Below are the records; give again exactly the lines from the one containing "Generate a component" through the one containing "const adj: Cell[]", leaving out pictures.

## start SUPPLIED DATA

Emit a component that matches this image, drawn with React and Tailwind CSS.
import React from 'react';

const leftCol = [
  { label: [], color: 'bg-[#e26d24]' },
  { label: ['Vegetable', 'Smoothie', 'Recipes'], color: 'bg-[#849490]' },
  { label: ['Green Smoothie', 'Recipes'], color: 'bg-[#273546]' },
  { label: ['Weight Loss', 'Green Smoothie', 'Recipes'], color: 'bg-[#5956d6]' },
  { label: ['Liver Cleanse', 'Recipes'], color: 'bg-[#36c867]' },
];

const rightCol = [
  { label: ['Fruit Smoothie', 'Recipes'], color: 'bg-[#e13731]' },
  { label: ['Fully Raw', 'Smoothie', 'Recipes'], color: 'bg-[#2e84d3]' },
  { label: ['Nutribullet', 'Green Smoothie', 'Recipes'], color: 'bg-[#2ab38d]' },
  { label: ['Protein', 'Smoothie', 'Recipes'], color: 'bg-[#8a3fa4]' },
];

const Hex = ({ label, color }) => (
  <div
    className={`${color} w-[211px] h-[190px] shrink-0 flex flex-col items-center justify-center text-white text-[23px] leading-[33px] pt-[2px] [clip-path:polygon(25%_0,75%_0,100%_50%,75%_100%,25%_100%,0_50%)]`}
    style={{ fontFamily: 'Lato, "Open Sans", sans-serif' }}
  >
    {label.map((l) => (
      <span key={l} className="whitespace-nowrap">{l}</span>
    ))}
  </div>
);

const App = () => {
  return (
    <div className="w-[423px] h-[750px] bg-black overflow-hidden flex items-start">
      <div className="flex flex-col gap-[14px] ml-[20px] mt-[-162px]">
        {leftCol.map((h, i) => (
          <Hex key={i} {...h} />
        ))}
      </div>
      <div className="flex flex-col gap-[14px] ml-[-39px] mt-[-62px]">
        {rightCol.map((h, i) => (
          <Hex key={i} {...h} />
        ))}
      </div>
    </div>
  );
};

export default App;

## end SUPPLIED DATA
## start SUPPLIED DATA

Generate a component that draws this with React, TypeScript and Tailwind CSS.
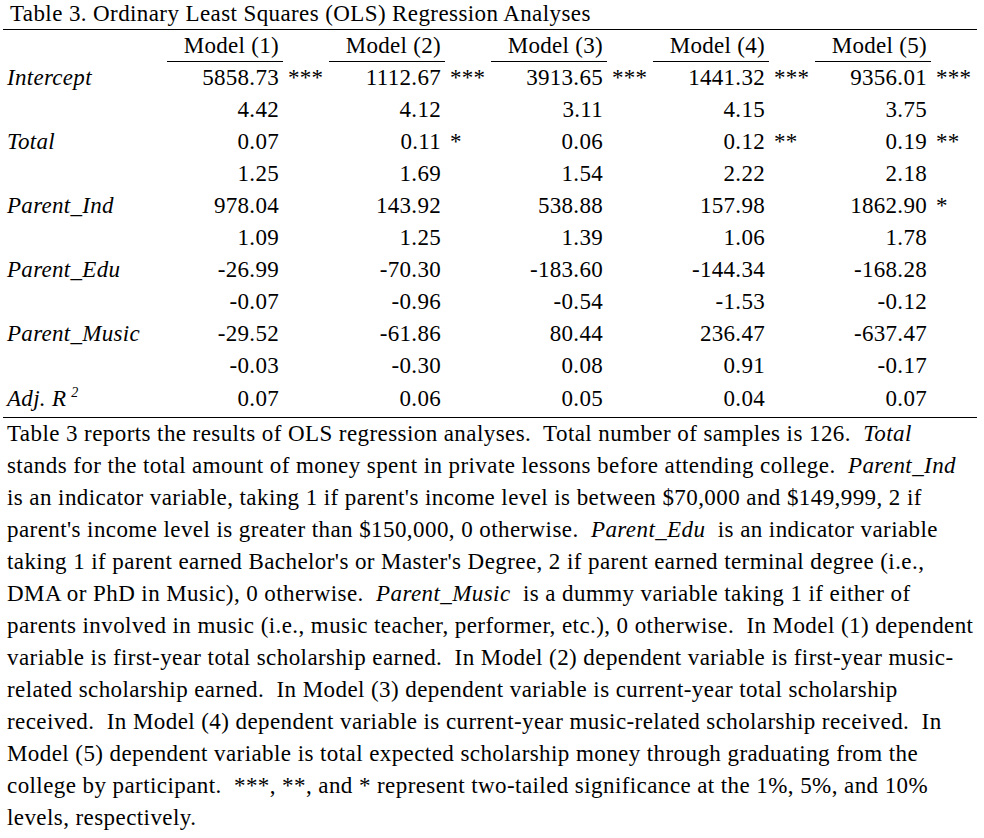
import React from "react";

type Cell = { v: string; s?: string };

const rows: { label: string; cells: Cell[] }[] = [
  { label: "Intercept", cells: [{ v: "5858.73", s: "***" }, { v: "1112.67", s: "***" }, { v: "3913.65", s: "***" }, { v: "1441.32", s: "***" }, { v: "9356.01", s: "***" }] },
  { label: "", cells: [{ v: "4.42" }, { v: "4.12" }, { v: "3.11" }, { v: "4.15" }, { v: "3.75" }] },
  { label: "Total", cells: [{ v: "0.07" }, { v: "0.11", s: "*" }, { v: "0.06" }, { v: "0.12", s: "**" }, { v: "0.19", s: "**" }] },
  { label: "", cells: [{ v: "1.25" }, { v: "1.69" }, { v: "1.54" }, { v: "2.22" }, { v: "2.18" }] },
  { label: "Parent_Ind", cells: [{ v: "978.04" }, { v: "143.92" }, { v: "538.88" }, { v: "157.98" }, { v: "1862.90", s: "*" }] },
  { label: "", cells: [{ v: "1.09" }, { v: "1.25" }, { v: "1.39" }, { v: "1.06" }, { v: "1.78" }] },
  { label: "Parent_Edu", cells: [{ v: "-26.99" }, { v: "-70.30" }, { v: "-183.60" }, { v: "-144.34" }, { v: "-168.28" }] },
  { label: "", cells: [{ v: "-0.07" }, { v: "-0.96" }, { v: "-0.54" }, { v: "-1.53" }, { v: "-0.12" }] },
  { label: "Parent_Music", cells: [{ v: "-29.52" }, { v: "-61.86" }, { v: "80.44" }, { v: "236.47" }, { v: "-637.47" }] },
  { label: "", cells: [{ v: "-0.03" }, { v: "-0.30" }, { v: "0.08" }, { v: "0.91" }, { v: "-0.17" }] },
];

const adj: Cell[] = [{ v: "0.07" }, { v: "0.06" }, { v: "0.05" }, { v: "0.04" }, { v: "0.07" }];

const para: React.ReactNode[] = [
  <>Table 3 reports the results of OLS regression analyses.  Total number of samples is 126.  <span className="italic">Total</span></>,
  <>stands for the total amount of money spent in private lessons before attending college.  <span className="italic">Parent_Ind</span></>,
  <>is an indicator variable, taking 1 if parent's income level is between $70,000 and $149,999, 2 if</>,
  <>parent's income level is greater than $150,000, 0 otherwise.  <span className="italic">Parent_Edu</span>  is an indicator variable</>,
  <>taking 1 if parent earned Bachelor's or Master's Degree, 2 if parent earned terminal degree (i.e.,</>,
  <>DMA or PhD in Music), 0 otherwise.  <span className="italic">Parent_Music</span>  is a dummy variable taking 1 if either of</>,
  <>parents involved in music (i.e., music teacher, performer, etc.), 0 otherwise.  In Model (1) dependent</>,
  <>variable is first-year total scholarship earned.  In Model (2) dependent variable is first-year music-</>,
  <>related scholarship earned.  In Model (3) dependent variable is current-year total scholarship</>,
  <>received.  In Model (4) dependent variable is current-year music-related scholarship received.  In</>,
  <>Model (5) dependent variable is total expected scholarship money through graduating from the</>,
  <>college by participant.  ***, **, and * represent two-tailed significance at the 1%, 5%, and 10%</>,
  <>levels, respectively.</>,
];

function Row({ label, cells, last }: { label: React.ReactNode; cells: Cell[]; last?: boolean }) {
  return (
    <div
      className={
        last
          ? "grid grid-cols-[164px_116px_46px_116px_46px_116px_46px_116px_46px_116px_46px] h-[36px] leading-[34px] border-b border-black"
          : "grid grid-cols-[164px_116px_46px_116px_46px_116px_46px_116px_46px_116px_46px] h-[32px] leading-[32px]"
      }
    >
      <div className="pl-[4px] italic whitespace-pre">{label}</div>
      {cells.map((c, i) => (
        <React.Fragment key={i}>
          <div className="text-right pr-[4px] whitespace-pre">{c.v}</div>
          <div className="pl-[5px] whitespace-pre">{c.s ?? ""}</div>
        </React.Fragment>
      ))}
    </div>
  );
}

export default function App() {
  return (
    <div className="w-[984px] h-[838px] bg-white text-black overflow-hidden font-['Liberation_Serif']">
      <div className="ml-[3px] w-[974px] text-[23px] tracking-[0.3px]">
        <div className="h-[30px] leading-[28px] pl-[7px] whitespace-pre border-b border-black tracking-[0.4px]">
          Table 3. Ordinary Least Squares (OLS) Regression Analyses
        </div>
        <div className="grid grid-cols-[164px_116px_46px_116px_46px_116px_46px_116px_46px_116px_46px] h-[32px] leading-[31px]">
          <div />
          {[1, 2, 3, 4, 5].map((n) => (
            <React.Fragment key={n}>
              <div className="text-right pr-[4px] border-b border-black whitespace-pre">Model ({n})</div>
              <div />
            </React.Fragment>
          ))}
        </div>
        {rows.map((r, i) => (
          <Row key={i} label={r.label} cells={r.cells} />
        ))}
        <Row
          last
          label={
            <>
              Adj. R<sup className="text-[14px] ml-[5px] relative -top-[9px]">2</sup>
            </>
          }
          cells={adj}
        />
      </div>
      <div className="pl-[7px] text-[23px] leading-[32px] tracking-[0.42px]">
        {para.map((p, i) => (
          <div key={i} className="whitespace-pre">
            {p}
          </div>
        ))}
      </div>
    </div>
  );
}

## end SUPPLIED DATA

* [ANSWER TO THIS TASK]:
Generate a component that draws this with React, TypeScript and Tailwind CSS.
import React from "react";

type Cell = { v: string; s?: string };

const rows: { label: string; cells: Cell[] }[] = [
  { label: "Intercept", cells: [{ v: "5858.73", s: "***" }, { v: "1112.67", s: "***" }, { v: "3913.65", s: "***" }, { v: "1441.32", s: "***" }, { v: "9356.01", s: "***" }] },
  { label: "", cells: [{ v: "4.42" }, { v: "4.12" }, { v: "3.11" }, { v: "4.15" }, { v: "3.75" }] },
  { label: "Total", cells: [{ v: "0.07" }, { v: "0.11", s: "*" }, { v: "0.06" }, { v: "0.12", s: "**" }, { v: "0.19", s: "**" }] },
  { label: "", cells: [{ v: "1.25" }, { v: "1.69" }, { v: "1.54" }, { v: "2.22" }, { v: "2.18" }] },
  { label: "Parent_Ind", cells: [{ v: "978.04" }, { v: "143.92" }, { v: "538.88" }, { v: "157.98" }, { v: "1862.90", s: "*" }] },
  { label: "", cells: [{ v: "1.09" }, { v: "1.25" }, { v: "1.39" }, { v: "1.06" }, { v: "1.78" }] },
  { label: "Parent_Edu", cells: [{ v: "-26.99" }, { v: "-70.30" }, { v: "-183.60" }, { v: "-144.34" }, { v: "-168.28" }] },
  { label: "", cells: [{ v: "-0.07" }, { v: "-0.96" }, { v: "-0.54" }, { v: "-1.53" }, { v: "-0.12" }] },
  { label: "Parent_Music", cells: [{ v: "-29.52" }, { v: "-61.86" }, { v: "80.44" }, { v: "236.47" }, { v: "-637.47" }] },
  { label: "", cells: [{ v: "-0.03" }, { v: "-0.30" }, { v: "0.08" }, { v: "0.91" }, { v: "-0.17" }] },
];

const adj: Cell[] = [{ v: "0.07" }, { v: "0.06" }, { v: "0.05" }, { v: "0.04" }, { v: "0.07" }];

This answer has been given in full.